Digging deeper: The latest contestant in the Cubs’ third-base derby is … Donnie Murphy (2.5 percent owned)! Is Murphy a good hitter? Not really. But he’s got a little bit of pop, and has shown it by slugging four homers in 33 at bats over 10 games this month. He’s also eligible at 2B/3B. If Murphy is still around in your NL-only league, snatch him up.

Shortstop: Stephen Drew, Red Sox (owned in 16.4 percent of leagues)

Remember a couple of years ago, when everyone thought Drew was going to be a really good player, and drafted him as a top-10 shortstop? Well, he’s not going to be that guy, but with nine home runs, 46 RBI and 41 runs in 91 games, he’s playing like a top-20 option at his position, even with a .251 BA.

Digging deeper: Eduardo Nunez (0.7 percent owned) will man shortstop for the Yankees until Derek Jeter returns, and nobody seems to know when that will be. It would be nice to see Nunez run more, but he always could hit a bit, and he’s had three multi-hit games in his last four starts. Start stealing bases again, Nooney!

Outfield: Avisail Garcia, White Sox (owned in 0.8 percent of leagues)

Garcia has become the Sox’ everyday right fielder in the wake of Alex Rios’ departure to Texas, and his power/speed combo (14 HR, 23 SB between minors and majors last season) is worth considering in any format. It looks like Garcia will swing at anything within eight feet of home plate, but his track record suggests that he can hit.

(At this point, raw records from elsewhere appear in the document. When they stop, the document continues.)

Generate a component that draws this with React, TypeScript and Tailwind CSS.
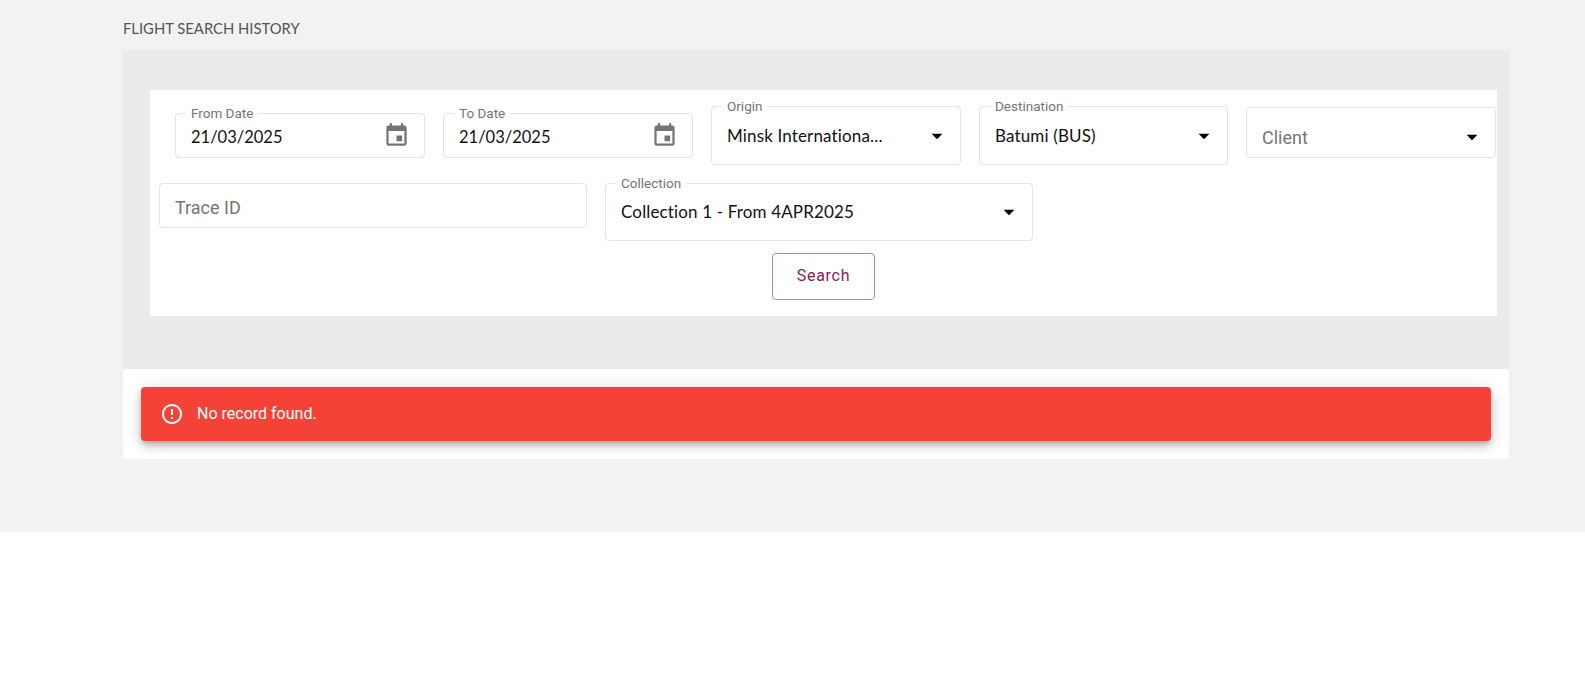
const valueFont = "font-['Lato',sans-serif]";

function CalendarIcon() {
  return (
    <svg viewBox="0 0 24 24" className="h-[27px] w-[27px] fill-[#757575]">
      <path d="M17 12h-5v5h5v-5zM16 1v2H8V1H6v2H5c-1.11 0-1.99.9-1.99 2L3 19c0 1.1.89 2 2 2h14c1.1 0 2-.9 2-2V5c0-1.1-.9-2-2-2h-1V1h-2zm3 18H5V8h14v11z" />
    </svg>
  );
}

function ArrowIcon({ className = "" }: { className?: string }) {
  return (
    <svg viewBox="0 0 24 24" className={`h-[26px] w-[26px] fill-black ${className}`}>
      <path d="M7 10l5 5 5-5z" />
    </svg>
  );
}

function Label({ text }: { text: string }) {
  return (
    <span className="absolute -top-[8px] left-[10px] bg-white px-[5px] font-['Roboto',sans-serif] text-[13.5px] leading-[15px] text-[#757575]">
      {text}
    </span>
  );
}

function DateField({ label, value, className }: { label: string; value: string; className: string }) {
  return (
    <div className={`relative flex h-[45px] items-center justify-between rounded border border-[#e4e4e4] pl-[15px] pr-[14px] ${className}`}>
      <Label text={label} />
      <span className={`${valueFont} pt-[3px] text-[16.5px] text-[#111]`}>{value}</span>
      <CalendarIcon />
    </div>
  );
}

function SelectField({ label, value, className }: { label: string; value: string; className: string }) {
  return (
    <div className={`relative flex items-center justify-between rounded border border-[#e4e4e4] pl-[15px] pr-[10px] ${className}`}>
      <Label text={label} />
      <span className={`${valueFont} text-[17px] tracking-[0.15px] text-[#111]`}>{value}</span>
      <ArrowIcon />
    </div>
  );
}

export default function App() {
  return (
    <div className="min-h-[692px] bg-white">
      <div className="h-[532px] bg-[#f2f2f2] pl-[123px] pr-[76px] pt-[19px]">
        <h1 className={`${valueFont} mb-[13px] text-[14.8px] leading-[18px] text-[#555]`}>FLIGHT SEARCH HISTORY</h1>

        <div className="h-[319px] bg-[#ebebeb] pl-[27px] pr-[12px] pt-[40px]">
          <div className="h-[226px] bg-white pt-[16px]">
            <div className="flex items-start">
              <DateField label="From Date" value="21/03/2025" className="ml-[25px] mt-[7px] w-[250px]" />
              <DateField label="To Date" value="21/03/2025" className="ml-[18px] mt-[7px] w-[250px]" />
              <SelectField label="Origin" value="Minsk Internationa..." className="ml-[18px] h-[59px] w-[250px]" />
              <SelectField label="Destination" value="Batumi (BUS)" className="ml-[18px] h-[59px] w-[249px]" />
              <div className="ml-[18px] mt-[1px] flex h-[51px] w-[250px] items-center justify-between rounded border border-[#e4e4e4] pl-[15px] pr-[10px]">
                <span className="pt-[9px] font-['Roboto',sans-serif] text-[18px] text-[#757575]">Client</span>
                <ArrowIcon className="mt-[9px]" />
              </div>
            </div>

            <div className="mt-[18px] flex items-start">
              <div className="ml-[9px] flex h-[45px] w-[428px] items-center rounded border border-[#e4e4e4] pl-[15px]">
                <span className="pt-[3px] font-['Roboto',sans-serif] text-[18px] text-[#757575]">Trace ID</span>
              </div>
              <SelectField label="Collection" value="Collection 1 - From 4APR2025" className="ml-[18px] h-[58px] w-[428px]" />
            </div>

            <div className="mt-[12px] flex justify-center">
              <button className="h-[47px] w-[103px] rounded border border-[#bd7fa3] pb-[2px] font-['Roboto',sans-serif] text-[16px] tracking-[0.7px] text-[#8e1a5b]">
                Search
              </button>
            </div>
          </div>
        </div>

        <div className="h-[90px] rounded bg-white px-[18px] pt-[18px]">
          <div className="flex h-[54px] items-center gap-[13px] rounded bg-[#f44336] pl-[19px] shadow-[0_3px_5px_-1px_rgba(0,0,0,0.2),0_6px_10px_0_rgba(0,0,0,0.14),0_1px_18px_0_rgba(0,0,0,0.12)]">
            <svg viewBox="0 0 24 24" className="h-6 w-6 fill-white">
              <path d="M11 15h2v2h-2zm0-8h2v6h-2zm.99-5C6.47 2 2 6.48 2 12s4.47 10 9.99 10C17.52 22 22 17.52 22 12S17.52 2 11.99 2zM12 20c-4.42 0-8-3.58-8-8s3.58-8 8-8 8 3.58 8 8-3.58 8-8 8z" />
            </svg>
            <span className="font-['Roboto',sans-serif] text-[16px] text-white">No record found.</span>
          </div>
        </div>
      </div>
    </div>
  );
}
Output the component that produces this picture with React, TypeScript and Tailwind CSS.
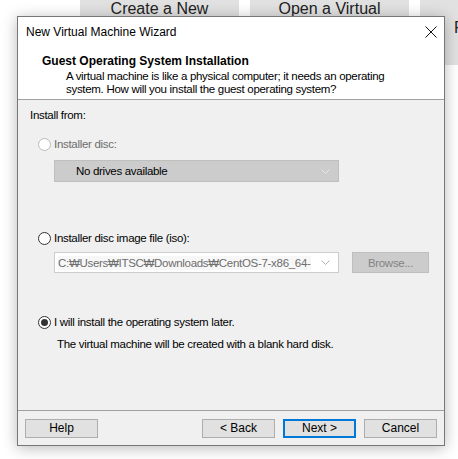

Digging deeper: Kevin Pillar (0.0 percent owned) and Anthony Gose (0.2 percent owned) are currently the regular left fielder and center fielder, respectively, for the Blue Jays. Pillar had nine homers and 23 steals in the minors before his promotion, while Gose swiped 22 bases at Triple A this season, and amassed 239 steals in his previous four seasons. If your AL-only team needs speed, these Jays are a couple of nice options.

Starting pitcher: Jon Niese, Mets (owned in 39.5 percent of leagues)

In two starts since a two-month DL stint (partially torn rotator cuff), Niese has been pretty good, with a 3.75 ERA and 14 strikeouts against two walks in 12 innings. Maybe he’s finally becoming the mixed-league SP5 we expected in March.

Digging deeper: Oakland’s Sonny Gray (3.9 percent owned) has allowed two runs while striking out 14 over 14 innings in his first two big-league starts. He pitches in a pitcher-friendly ballpark, is a well-regarded prospect, and gets to pitch against the Mariners on Tuesday.

Relief pitcher: Joaquin Benoit, Tigers (owned in 42 percent of leagues)

This one isn’t rocket science, but Benoit isn’t getting replaced as the Tigers’ closer, and he’s available in more than half of leagues. C’mon, people …

Digging deeper: Interested in speculating? What if the Marlins trade Steve Cishek before the August 31 waiver deadline? Rookie A.J. Ramos (0.0 percent owned) throws hard, and has 65 strikeouts in 63 1/3 innings with a 3.27 ERA. Ramos closed in the minors, and even if he doesn’t save games in September, he’s a very interesting keeper league target.